L’association propose également des cours à domicile pour répondre à des besoins spécifiques. Morgan Cocheteau, qui travaille pour Siel Bleu depuis un peu moins d’un an, rejoint chaque semaine Francette pour une heure de cours particulier. Âgée de 76 ans et extrêmement dynamique, cette retraitée souffre de malvoyance et d’arthrose du genou. Le professeur lui fait donc essentiellement travailler la reprise de la marche. Pour cela, il met en place des exercices simulant le déséquilibre qu’il combine avec d’autres activités obligeant à gérer plusieurs mouvements à la fois tout en gardant l’équilibre. Le meilleur des exercices reste la pratique en conditions réelles : Morgan et Francette passent souvent la moitié de la séance à marcher dans le quartier de Francette, alternant lieux connus ou inconnus, et confrontant la retraitée aux obstacles réels : les creux et les bosses de la chaussée, la montée des trottoirs et le passage de piétons et de voitures. La question de la confiance en soi est d’ailleurs indissociable du caractère nouveau de l’environnement : si Francette avance timidement dans les rues inconnues ou lors des exercices de marche qu’elle ne maîtrise pas totalement, sitôt son terrain de vie retrouvé, c’est d’un bon pas qu’elle arpente les rues qui lui sont familières. La senior a eu vent de Siel Bleu à la radio. Elle est également très satisfaite, du cours comme de son professeur, et se dit moins stressée et moins fatiguée dans la vie quotidienne.

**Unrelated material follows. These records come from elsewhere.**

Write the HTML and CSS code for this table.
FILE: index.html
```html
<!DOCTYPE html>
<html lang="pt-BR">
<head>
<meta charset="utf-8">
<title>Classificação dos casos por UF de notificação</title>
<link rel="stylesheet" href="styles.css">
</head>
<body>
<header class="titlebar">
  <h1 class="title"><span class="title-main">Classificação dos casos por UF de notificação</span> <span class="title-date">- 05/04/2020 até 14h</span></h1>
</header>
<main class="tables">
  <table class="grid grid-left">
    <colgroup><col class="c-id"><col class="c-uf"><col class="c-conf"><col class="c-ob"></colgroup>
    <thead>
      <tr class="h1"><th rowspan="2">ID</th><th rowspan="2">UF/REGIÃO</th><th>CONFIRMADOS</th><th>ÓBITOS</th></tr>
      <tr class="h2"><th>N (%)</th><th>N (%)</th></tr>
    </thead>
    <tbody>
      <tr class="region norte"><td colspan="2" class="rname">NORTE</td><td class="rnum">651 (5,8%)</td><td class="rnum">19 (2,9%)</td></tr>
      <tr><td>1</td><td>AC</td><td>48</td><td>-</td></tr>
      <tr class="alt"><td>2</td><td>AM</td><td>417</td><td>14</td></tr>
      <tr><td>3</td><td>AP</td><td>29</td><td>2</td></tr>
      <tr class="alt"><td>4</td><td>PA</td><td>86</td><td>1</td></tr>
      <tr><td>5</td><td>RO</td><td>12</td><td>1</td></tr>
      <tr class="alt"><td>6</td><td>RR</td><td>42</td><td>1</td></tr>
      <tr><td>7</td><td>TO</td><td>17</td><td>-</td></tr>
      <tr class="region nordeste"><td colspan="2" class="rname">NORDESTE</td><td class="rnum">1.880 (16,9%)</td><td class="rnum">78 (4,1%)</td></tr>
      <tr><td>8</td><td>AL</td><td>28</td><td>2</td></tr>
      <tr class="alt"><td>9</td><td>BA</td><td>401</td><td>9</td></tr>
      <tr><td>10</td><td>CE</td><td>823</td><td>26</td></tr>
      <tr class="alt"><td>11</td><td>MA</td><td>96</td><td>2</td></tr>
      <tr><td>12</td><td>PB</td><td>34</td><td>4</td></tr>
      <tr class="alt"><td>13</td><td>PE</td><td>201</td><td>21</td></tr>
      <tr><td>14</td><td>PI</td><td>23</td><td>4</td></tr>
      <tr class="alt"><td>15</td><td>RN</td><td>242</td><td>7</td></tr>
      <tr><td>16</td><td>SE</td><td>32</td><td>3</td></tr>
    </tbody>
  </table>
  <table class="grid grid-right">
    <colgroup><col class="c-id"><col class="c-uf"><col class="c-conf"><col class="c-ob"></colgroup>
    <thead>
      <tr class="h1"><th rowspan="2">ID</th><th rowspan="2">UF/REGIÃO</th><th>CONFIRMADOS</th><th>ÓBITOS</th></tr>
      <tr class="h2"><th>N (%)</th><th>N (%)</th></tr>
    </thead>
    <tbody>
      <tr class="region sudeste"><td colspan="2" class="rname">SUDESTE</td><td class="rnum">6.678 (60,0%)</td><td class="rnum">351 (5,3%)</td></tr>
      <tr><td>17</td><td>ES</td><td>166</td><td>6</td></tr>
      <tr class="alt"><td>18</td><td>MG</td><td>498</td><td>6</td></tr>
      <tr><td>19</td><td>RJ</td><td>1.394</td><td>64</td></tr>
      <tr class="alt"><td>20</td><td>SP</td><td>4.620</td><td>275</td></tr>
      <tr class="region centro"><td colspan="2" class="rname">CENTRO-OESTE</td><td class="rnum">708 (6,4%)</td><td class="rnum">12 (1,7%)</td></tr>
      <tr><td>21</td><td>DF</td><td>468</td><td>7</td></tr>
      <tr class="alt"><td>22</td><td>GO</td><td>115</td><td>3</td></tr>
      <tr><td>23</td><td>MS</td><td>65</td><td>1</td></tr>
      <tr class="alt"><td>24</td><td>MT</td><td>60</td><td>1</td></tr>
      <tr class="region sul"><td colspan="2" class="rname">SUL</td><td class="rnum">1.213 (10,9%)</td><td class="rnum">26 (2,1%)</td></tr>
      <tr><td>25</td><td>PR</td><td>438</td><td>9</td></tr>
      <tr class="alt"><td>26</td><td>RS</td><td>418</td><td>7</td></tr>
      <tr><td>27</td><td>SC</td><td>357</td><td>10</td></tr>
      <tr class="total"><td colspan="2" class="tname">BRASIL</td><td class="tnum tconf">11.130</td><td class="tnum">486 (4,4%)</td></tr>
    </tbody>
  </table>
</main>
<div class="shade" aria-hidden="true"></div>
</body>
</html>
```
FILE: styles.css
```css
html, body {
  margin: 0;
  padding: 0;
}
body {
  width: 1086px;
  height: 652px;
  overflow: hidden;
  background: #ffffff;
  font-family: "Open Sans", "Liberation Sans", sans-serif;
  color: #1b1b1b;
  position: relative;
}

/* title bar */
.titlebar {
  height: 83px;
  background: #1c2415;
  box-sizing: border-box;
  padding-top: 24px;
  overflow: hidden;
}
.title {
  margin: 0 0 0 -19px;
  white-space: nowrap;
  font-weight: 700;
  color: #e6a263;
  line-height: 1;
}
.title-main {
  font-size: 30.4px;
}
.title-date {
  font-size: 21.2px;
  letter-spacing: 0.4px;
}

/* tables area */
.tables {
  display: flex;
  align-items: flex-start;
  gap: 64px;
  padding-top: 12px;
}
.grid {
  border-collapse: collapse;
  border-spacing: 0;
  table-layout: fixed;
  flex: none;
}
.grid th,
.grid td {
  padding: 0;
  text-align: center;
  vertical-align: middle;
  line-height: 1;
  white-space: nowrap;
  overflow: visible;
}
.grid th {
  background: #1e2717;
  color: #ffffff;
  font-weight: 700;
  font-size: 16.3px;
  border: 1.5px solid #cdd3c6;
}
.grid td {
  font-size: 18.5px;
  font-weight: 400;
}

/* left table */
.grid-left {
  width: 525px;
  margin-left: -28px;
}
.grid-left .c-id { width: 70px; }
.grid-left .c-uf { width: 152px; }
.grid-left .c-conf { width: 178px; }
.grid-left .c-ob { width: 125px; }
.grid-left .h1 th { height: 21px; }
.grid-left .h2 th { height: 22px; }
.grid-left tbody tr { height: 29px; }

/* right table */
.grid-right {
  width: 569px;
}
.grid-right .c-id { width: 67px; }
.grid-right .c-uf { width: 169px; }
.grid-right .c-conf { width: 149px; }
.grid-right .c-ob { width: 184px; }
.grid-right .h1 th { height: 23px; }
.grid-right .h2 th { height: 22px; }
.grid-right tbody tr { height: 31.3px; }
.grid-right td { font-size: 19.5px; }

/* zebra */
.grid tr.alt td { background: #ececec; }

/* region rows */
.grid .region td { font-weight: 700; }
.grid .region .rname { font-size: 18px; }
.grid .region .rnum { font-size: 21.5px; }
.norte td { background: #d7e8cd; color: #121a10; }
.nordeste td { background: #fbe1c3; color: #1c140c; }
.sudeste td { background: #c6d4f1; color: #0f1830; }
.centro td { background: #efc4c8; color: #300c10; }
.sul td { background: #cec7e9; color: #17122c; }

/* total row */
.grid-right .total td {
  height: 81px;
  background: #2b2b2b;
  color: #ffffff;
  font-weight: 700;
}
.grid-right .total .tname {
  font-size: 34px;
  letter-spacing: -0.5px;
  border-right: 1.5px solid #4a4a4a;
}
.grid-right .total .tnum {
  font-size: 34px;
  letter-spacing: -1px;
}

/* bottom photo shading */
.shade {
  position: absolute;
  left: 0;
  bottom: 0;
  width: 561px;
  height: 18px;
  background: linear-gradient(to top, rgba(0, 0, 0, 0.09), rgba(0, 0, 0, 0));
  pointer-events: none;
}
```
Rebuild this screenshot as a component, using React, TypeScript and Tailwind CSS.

Historique de l’association

En 1997, Jean-Daniel Muller et Jean-Michel Ricard, alors étudiants en STAPS, décident de se spécialiser dans les activités pour personnes âgées : une fois diplômés, ils se lancent dans la création de l’association Siel Bleu, pour laquelle ils travaillent bénévolement pendant plusieurs mois. Le secteur de l’activité physique pour les seniors est encore très peu pourvu. La constatation de l’impact de leurs efforts sur l’autonomie, sur le bien-être au quotidien des bénéficiaires de l’association, ainsi que leurs nombreux témoignages confortent les deux présidents de l’association dans leurs projets : « Nous avions l’impression d’être à la fois vecteurs et accompagnateurs de l’amélioration de la qualité de vie de tous ces gens », explique Jean-Daniel Muller. La suite, c’est une combinaison de rencontres et d’opportunités : de plus en plus de structures sollicitent leur aide, des emplois sont créés, et l’association s’étend à d’autres départements. Des partenariats se créent, avec mutuelles et caisses de retraites notamment. Un travail de recueil des études de recherche menées sur les bienfaits de l’activité physique chez les seniors est entamé, ce qui permet la création d’une base de données conséquente et la construction de programmes d’APA adaptés à différentes pathologies et à différents publics. Aujourd’hui, l’association compte environ 350 salariés et profite à plus de 70 000 personnes chaque semaine. Et les évolutions se poursuivront : parmi les projets en cours, un programme d’activité physique adapté aux patients souffrant de sclérose en plaques, l’ouverture à trois pays européens, un programme d’étude d’impact de l’activité physique mené conjointement avec l’Inserm, une accessibilité toujours améliorée en termes géographique comme financier… Un bel avenir en somme.